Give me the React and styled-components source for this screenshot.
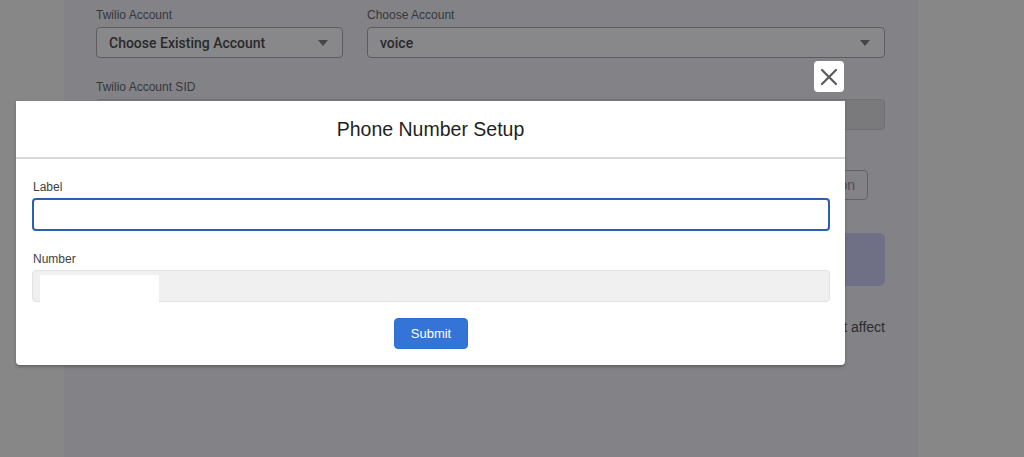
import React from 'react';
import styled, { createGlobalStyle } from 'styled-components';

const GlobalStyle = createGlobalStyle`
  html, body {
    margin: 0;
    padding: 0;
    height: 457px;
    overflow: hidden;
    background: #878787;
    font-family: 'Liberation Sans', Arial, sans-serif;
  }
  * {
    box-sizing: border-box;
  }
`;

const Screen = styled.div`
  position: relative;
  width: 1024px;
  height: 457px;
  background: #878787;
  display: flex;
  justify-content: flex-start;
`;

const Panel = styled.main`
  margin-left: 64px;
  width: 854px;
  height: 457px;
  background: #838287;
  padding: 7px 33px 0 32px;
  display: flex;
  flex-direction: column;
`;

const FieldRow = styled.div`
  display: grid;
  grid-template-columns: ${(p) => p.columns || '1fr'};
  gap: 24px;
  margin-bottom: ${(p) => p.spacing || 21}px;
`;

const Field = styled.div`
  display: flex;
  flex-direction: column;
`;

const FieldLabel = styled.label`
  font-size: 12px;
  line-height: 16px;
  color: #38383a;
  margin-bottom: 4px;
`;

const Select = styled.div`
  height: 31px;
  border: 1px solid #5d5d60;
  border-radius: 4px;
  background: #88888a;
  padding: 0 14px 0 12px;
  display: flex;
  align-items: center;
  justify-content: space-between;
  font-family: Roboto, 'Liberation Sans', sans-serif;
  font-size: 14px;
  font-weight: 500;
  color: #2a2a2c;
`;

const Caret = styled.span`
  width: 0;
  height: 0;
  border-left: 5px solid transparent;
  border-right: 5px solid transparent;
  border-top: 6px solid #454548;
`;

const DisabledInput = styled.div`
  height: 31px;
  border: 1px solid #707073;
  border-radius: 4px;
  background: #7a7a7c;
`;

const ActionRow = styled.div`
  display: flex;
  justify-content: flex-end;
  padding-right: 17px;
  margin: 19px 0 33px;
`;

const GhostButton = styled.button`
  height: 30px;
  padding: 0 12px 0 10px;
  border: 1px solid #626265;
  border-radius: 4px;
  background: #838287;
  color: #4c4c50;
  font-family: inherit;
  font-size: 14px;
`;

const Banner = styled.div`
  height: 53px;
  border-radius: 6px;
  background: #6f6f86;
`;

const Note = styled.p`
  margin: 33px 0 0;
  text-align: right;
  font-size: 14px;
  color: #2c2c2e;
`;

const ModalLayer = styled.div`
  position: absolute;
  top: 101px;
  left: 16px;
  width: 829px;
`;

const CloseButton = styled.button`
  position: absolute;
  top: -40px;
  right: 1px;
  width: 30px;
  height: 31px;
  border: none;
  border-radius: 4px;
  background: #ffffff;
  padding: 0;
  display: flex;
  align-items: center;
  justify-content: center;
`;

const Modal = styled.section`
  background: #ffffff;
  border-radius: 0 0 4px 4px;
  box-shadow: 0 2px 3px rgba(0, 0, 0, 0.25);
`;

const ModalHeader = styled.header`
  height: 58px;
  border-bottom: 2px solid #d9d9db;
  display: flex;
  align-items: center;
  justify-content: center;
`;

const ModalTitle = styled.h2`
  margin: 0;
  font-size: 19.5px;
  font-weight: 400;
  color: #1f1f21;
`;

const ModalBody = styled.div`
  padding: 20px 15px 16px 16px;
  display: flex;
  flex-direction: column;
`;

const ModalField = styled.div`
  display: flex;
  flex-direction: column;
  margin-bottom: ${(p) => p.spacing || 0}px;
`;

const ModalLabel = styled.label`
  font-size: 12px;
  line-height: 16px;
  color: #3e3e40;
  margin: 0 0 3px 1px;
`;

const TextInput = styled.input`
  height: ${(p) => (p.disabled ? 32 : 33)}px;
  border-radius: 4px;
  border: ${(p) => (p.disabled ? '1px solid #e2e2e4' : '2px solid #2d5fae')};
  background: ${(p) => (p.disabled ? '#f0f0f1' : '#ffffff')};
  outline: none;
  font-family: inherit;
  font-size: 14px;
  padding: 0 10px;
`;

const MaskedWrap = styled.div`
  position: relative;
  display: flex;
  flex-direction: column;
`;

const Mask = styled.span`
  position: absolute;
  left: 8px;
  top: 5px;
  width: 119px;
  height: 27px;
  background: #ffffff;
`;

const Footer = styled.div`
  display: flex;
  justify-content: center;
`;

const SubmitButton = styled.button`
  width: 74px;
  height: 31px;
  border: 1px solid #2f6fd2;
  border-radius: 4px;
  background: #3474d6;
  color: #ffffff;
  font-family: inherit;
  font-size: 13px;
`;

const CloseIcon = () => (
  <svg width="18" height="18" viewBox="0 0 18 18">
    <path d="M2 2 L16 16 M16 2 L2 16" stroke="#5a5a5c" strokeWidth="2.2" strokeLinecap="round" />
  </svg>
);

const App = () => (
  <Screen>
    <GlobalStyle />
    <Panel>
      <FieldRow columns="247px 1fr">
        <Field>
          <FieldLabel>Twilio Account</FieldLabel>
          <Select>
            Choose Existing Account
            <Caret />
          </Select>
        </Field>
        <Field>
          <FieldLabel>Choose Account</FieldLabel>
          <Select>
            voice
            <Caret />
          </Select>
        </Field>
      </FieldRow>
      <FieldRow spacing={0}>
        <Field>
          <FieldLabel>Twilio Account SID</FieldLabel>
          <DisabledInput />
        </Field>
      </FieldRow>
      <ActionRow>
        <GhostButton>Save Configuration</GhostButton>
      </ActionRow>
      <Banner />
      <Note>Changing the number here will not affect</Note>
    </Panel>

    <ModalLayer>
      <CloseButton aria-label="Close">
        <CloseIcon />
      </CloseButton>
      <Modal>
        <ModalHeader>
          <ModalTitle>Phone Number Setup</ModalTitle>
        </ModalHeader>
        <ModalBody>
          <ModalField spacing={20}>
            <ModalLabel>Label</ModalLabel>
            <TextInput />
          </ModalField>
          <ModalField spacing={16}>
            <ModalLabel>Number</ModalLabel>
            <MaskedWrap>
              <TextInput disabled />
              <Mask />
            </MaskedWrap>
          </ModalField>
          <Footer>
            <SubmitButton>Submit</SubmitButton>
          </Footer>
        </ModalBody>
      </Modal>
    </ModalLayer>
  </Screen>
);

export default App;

----------

→ **What is needed**:
Without the pictures, write out all of the material exactly.

→ **Written solution**:
Give me the React and styled-components source for this screenshot.
import React from 'react';
import styled, { createGlobalStyle } from 'styled-components';

const GlobalStyle = createGlobalStyle`
  html, body {
    margin: 0;
    padding: 0;
    height: 457px;
    overflow: hidden;
    background: #878787;
    font-family: 'Liberation Sans', Arial, sans-serif;
  }
  * {
    box-sizing: border-box;
  }
`;

const Screen = styled.div`
  position: relative;
  width: 1024px;
  height: 457px;
  background: #878787;
  display: flex;
  justify-content: flex-start;
`;

const Panel = styled.main`
  margin-left: 64px;
  width: 854px;
  height: 457px;
  background: #838287;
  padding: 7px 33px 0 32px;
  display: flex;
  flex-direction: column;
`;

const FieldRow = styled.div`
  display: grid;
  grid-template-columns: ${(p) => p.columns || '1fr'};
  gap: 24px;
  margin-bottom: ${(p) => p.spacing || 21}px;
`;

const Field = styled.div`
  display: flex;
  flex-direction: column;
`;

const FieldLabel = styled.label`
  font-size: 12px;
  line-height: 16px;
  color: #38383a;
  margin-bottom: 4px;
`;

const Select = styled.div`
  height: 31px;
  border: 1px solid #5d5d60;
  border-radius: 4px;
  background: #88888a;
  padding: 0 14px 0 12px;
  display: flex;
  align-items: center;
  justify-content: space-between;
  font-family: Roboto, 'Liberation Sans', sans-serif;
  font-size: 14px;
  font-weight: 500;
  color: #2a2a2c;
`;

const Caret = styled.span`
  width: 0;
  height: 0;
  border-left: 5px solid transparent;
  border-right: 5px solid transparent;
  border-top: 6px solid #454548;
`;

const DisabledInput = styled.div`
  height: 31px;
  border: 1px solid #707073;
  border-radius: 4px;
  background: #7a7a7c;
`;

const ActionRow = styled.div`
  display: flex;
  justify-content: flex-end;
  padding-right: 17px;
  margin: 19px 0 33px;
`;

const GhostButton = styled.button`
  height: 30px;
  padding: 0 12px 0 10px;
  border: 1px solid #626265;
  border-radius: 4px;
  background: #838287;
  color: #4c4c50;
  font-family: inherit;
  font-size: 14px;
`;

const Banner = styled.div`
  height: 53px;
  border-radius: 6px;
  background: #6f6f86;
`;

const Note = styled.p`
  margin: 33px 0 0;
  text-align: right;
  font-size: 14px;
  color: #2c2c2e;
`;

const ModalLayer = styled.div`
  position: absolute;
  top: 101px;
  left: 16px;
  width: 829px;
`;

const CloseButton = styled.button`
  position: absolute;
  top: -40px;
  right: 1px;
  width: 30px;
  height: 31px;
  border: none;
  border-radius: 4px;
  background: #ffffff;
  padding: 0;
  display: flex;
  align-items: center;
  justify-content: center;
`;

const Modal = styled.section`
  background: #ffffff;
  border-radius: 0 0 4px 4px;
  box-shadow: 0 2px 3px rgba(0, 0, 0, 0.25);
`;

const ModalHeader = styled.header`
  height: 58px;
  border-bottom: 2px solid #d9d9db;
  display: flex;
  align-items: center;
  justify-content: center;
`;

const ModalTitle = styled.h2`
  margin: 0;
  font-size: 19.5px;
  font-weight: 400;
  color: #1f1f21;
`;

const ModalBody = styled.div`
  padding: 20px 15px 16px 16px;
  display: flex;
  flex-direction: column;
`;

const ModalField = styled.div`
  display: flex;
  flex-direction: column;
  margin-bottom: ${(p) => p.spacing || 0}px;
`;

const ModalLabel = styled.label`
  font-size: 12px;
  line-height: 16px;
  color: #3e3e40;
  margin: 0 0 3px 1px;
`;

const TextInput = styled.input`
  height: ${(p) => (p.disabled ? 32 : 33)}px;
  border-radius: 4px;
  border: ${(p) => (p.disabled ? '1px solid #e2e2e4' : '2px solid #2d5fae')};
  background: ${(p) => (p.disabled ? '#f0f0f1' : '#ffffff')};
  outline: none;
  font-family: inherit;
  font-size: 14px;
  padding: 0 10px;
`;

const MaskedWrap = styled.div`
  position: relative;
  display: flex;
  flex-direction: column;
`;

const Mask = styled.span`
  position: absolute;
  left: 8px;
  top: 5px;
  width: 119px;
  height: 27px;
  background: #ffffff;
`;

const Footer = styled.div`
  display: flex;
  justify-content: center;
`;

const SubmitButton = styled.button`
  width: 74px;
  height: 31px;
  border: 1px solid #2f6fd2;
  border-radius: 4px;
  background: #3474d6;
  color: #ffffff;
  font-family: inherit;
  font-size: 13px;
`;

const CloseIcon = () => (
  <svg width="18" height="18" viewBox="0 0 18 18">
    <path d="M2 2 L16 16 M16 2 L2 16" stroke="#5a5a5c" strokeWidth="2.2" strokeLinecap="round" />
  </svg>
);

const App = () => (
  <Screen>
    <GlobalStyle />
    <Panel>
      <FieldRow columns="247px 1fr">
        <Field>
          <FieldLabel>Twilio Account</FieldLabel>
          <Select>
            Choose Existing Account
            <Caret />
          </Select>
        </Field>
        <Field>
          <FieldLabel>Choose Account</FieldLabel>
          <Select>
            voice
            <Caret />
          </Select>
        </Field>
      </FieldRow>
      <FieldRow spacing={0}>
        <Field>
          <FieldLabel>Twilio Account SID</FieldLabel>
          <DisabledInput />
        </Field>
      </FieldRow>
      <ActionRow>
        <GhostButton>Save Configuration</GhostButton>
      </ActionRow>
      <Banner />
      <Note>Changing the number here will not affect</Note>
    </Panel>

    <ModalLayer>
      <CloseButton aria-label="Close">
        <CloseIcon />
      </CloseButton>
      <Modal>
        <ModalHeader>
          <ModalTitle>Phone Number Setup</ModalTitle>
        </ModalHeader>
        <ModalBody>
          <ModalField spacing={20}>
            <ModalLabel>Label</ModalLabel>
            <TextInput />
          </ModalField>
          <ModalField spacing={16}>
            <ModalLabel>Number</ModalLabel>
            <MaskedWrap>
              <TextInput disabled />
              <Mask />
            </MaskedWrap>
          </ModalField>
          <Footer>
            <SubmitButton>Submit</SubmitButton>
          </Footer>
        </ModalBody>
      </Modal>
    </ModalLayer>
  </Screen>
);

export default App;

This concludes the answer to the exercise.